The result looks as this:

  Within One day(2011-01-01 -> 2011-01-02)      54173 ms
  Within One week(2011-01-01 -> 2011-01-07)     54277 ms
  Within One month(2011-01-01 -> 2011-02-01)    54387 ms
  Within half year(2011-01-01 -> 2011-06-01)    53035 ms
  Within One year(2011-01-01 -> 2012-01-01)     54116 ms

What surprise me is that normally the group over one year should be slower than one day, since it contains more records. (the records in data set is uniform distributed with time)

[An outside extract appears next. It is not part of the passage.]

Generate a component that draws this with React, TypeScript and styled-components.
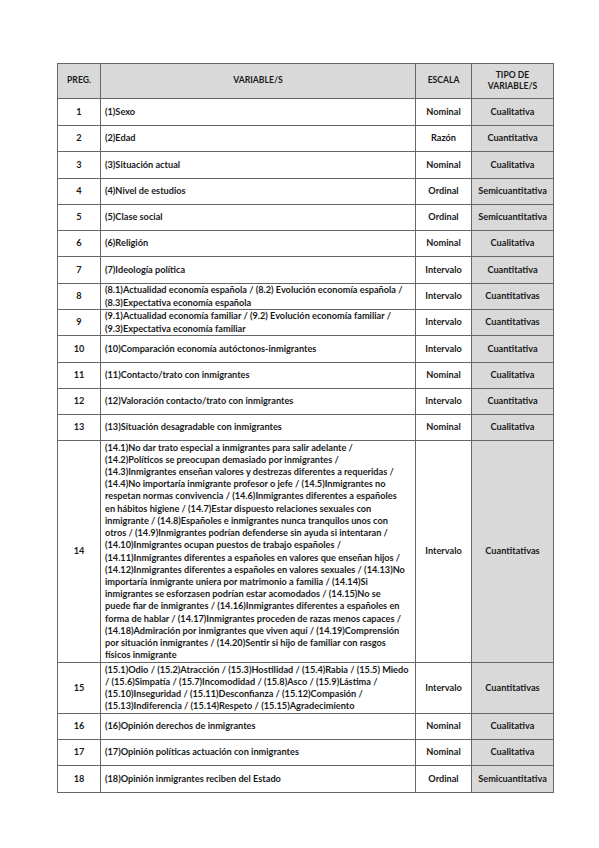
import { FC } from 'react';
import styled, { createGlobalStyle } from 'styled-components';

const GlobalStyle = createGlobalStyle`
  html, body {
    margin: 0;
    padding: 0;
    background: #ffffff;
  }
  body {
    font-family: Lato, "Liberation Sans", sans-serif;
    color: #1a1a1a;
  }
`;

const Page = styled.div`
  width: 599px;
  min-height: 848px;
  padding: 63px 0 0 57px;
  box-sizing: border-box;
`;

const Table = styled.table`
  border-collapse: collapse;
  table-layout: fixed;
  width: 496px;
  border: 1.5px solid #555;
`;

const HeadCell = styled.th`
  background: #d9d9d9;
  border: 1px solid #666;
  height: 34px;
  padding: 0 3px;
  font-size: 8.6px;
  font-weight: 700;
  line-height: 11.5px;
  text-align: center;
  vertical-align: middle;
`;

const Row = styled.tr<{ $h: number }>`
  height: ${(p) => p.$h}px;
`;

const Cell = styled.td<{ $align?: 'left' | 'center'; $shaded?: boolean }>`
  border: 1px solid #666;
  padding: 0 4px;
  font-size: 9.2px;
  font-weight: 700;
  line-height: 12.2px;
  text-align: ${(p) => p.$align ?? 'center'};
  vertical-align: middle;
  background: ${(p) => (p.$shaded ? '#d9d9d9' : '#ffffff')};
  white-space: nowrap;
  overflow: hidden;
`;

const Line = styled.span`
  display: block;
`;

interface Item {
  n: number;
  lines: string[];
  escala: string;
  tipo: string;
  h: number;
}

const items: Item[] = [
  { n: 1, lines: ['(1)Sexo'], escala: 'Nominal', tipo: 'Cualitativa', h: 27 },
  { n: 2, lines: ['(2)Edad'], escala: 'Razón', tipo: 'Cuantitativa', h: 26 },
  { n: 3, lines: ['(3)Situación actual'], escala: 'Nominal', tipo: 'Cualitativa', h: 27 },
  { n: 4, lines: ['(4)Nivel de estudios'], escala: 'Ordinal', tipo: 'Semicuantitativa', h: 26 },
  { n: 5, lines: ['(5)Clase social'], escala: 'Ordinal', tipo: 'Semicuantitativa', h: 26 },
  { n: 6, lines: ['(6)Religión'], escala: 'Nominal', tipo: 'Cualitativa', h: 26 },
  { n: 7, lines: ['(7)Ideología política'], escala: 'Intervalo', tipo: 'Cuantitativa', h: 27 },
  {
    n: 8,
    lines: [
      '(8.1)Actualidad economía española / (8.2) Evolución economía española /',
      '(8.3)Expectativa economía española',
    ],
    escala: 'Intervalo',
    tipo: 'Cuantitativas',
    h: 26,
  },
  {
    n: 9,
    lines: [
      '(9.1)Actualidad economía familiar / (9.2) Evolución economía familiar /',
      '(9.3)Expectativa economía familiar',
    ],
    escala: 'Intervalo',
    tipo: 'Cuantitativas',
    h: 26,
  },
  { n: 10, lines: ['(10)Comparación economía autóctonos-inmigrantes'], escala: 'Intervalo', tipo: 'Cuantitativa', h: 27 },
  { n: 11, lines: ['(11)Contacto/trato con inmigrantes'], escala: 'Nominal', tipo: 'Cualitativa', h: 26 },
  { n: 12, lines: ['(12)Valoración contacto/trato con inmigrantes'], escala: 'Intervalo', tipo: 'Cuantitativa', h: 26 },
  { n: 13, lines: ['(13)Situación desagradable con inmigrantes'], escala: 'Nominal', tipo: 'Cualitativa', h: 26 },
  {
    n: 14,
    lines: [
      '(14.1)No dar trato especial a inmigrantes para salir adelante /',
      '(14.2)Políticos se preocupan demasiado por inmigrantes /',
      '(14.3)Inmigrantes enseñan valores y destrezas diferentes a requeridas /',
      '(14.4)No importaría inmigrante profesor o jefe / (14.5)Inmigrantes no',
      'respetan normas convivencia / (14.6)Inmigrantes diferentes a españoles',
      'en hábitos higiene / (14.7)Estar dispuesto relaciones sexuales con',
      'inmigrante / (14.8)Españoles e inmigrantes nunca tranquilos unos con',
      'otros / (14.9)Inmigrantes podrían defenderse sin ayuda si intentaran /',
      '(14.10)Inmigrantes ocupan puestos de trabajo españoles /',
      '(14.11)Inmigrantes diferentes a españoles en valores que enseñan hijos /',
      '(14.12)Inmigrantes diferentes a españoles en valores sexuales / (14.13)No',
      'importaría inmigrante uniera por matrimonio a familia / (14.14)Si',
      'inmigrantes se esforzasen podrían estar acomodados / (14.15)No se',
      'puede fiar de inmigrantes / (14.16)Inmigrantes diferentes a españoles en',
      'forma de hablar / (14.17)Inmigrantes proceden de razas menos capaces /',
      '(14.18)Admiración por inmigrantes que viven aquí / (14.19)Comprensión',
      'por situación inmigrantes / (14.20)Sentir si hijo de familiar con rasgos',
      'físicos inmigrante',
    ],
    escala: 'Intervalo',
    tipo: 'Cuantitativas',
    h: 222,
  },
  {
    n: 15,
    lines: [
      '(15.1)Odio / (15.2)Atracción / (15.3)Hostilidad / (15.4)Rabia / (15.5) Miedo',
      '/ (15.6)Simpatía / (15.7)Incomodidad / (15.8)Asco / (15.9)Lástima /',
      '(15.10)Inseguridad / (15.11)Desconfianza / (15.12)Compasión /',
      '(15.13)Indiferencia / (15.14)Respeto / (15.15)Agradecimiento',
    ],
    escala: 'Intervalo',
    tipo: 'Cuantitativas',
    h: 51,
  },
  { n: 16, lines: ['(16)Opinión derechos de inmigrantes'], escala: 'Nominal', tipo: 'Cualitativa', h: 26 },
  { n: 17, lines: ['(17)Opinión políticas actuación con inmigrantes'], escala: 'Nominal', tipo: 'Cualitativa', h: 26 },
  { n: 18, lines: ['(18)Opinión inmigrantes reciben del Estado'], escala: 'Ordinal', tipo: 'Semicuantitativa', h: 27 },
];

const VariablesTable: FC = () => (
  <Table>
    <colgroup>
      <col style={{ width: 43 }} />
      <col style={{ width: 315 }} />
      <col style={{ width: 56 }} />
      <col style={{ width: 82 }} />
    </colgroup>
    <thead>
      <tr>
        <HeadCell>PREG.</HeadCell>
        <HeadCell>VARIABLE/S</HeadCell>
        <HeadCell>ESCALA</HeadCell>
        <HeadCell>
          TIPO DE
          <br />
          VARIABLE/S
        </HeadCell>
      </tr>
    </thead>
    <tbody>
      {items.map((item) => (
        <Row key={item.n} $h={item.h}>
          <Cell>{item.n}</Cell>
          <Cell $align="left">
            {item.lines.map((l, i) => (
              <Line key={i}>{l}</Line>
            ))}
          </Cell>
          <Cell>{item.escala}</Cell>
          <Cell $shaded>{item.tipo}</Cell>
        </Row>
      ))}
    </tbody>
  </Table>
);

const App: FC = () => (
  <>
    <GlobalStyle />
    <Page>
      <VariablesTable />
    </Page>
  </>
);

export default App;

If I just use db.spams.find({"date":{$gt:ISODate(xxx), {$lt: xxx}}}).count, I can see that querying a year costs longer than querying a day.

But why when I use $group, this function takes nearly the same time when I enlarge the time range?

I know aggregation framework is in C++, I use mongodb 2.2, have aggregation framework used multiple threads or some other methods to improve the performance?

1

1 Answers

2
votes

According to this discussion: https://groups.google.com/forum/?fromgroups=#!topic/mongodb-user/xCSww5spXPc

Each pipeline is currently single threaded, but you can run different pipelines in parallel. So if you have 100 connections each running an aggregation command, those will potentially run in parallel - but each command will run on 1 thread.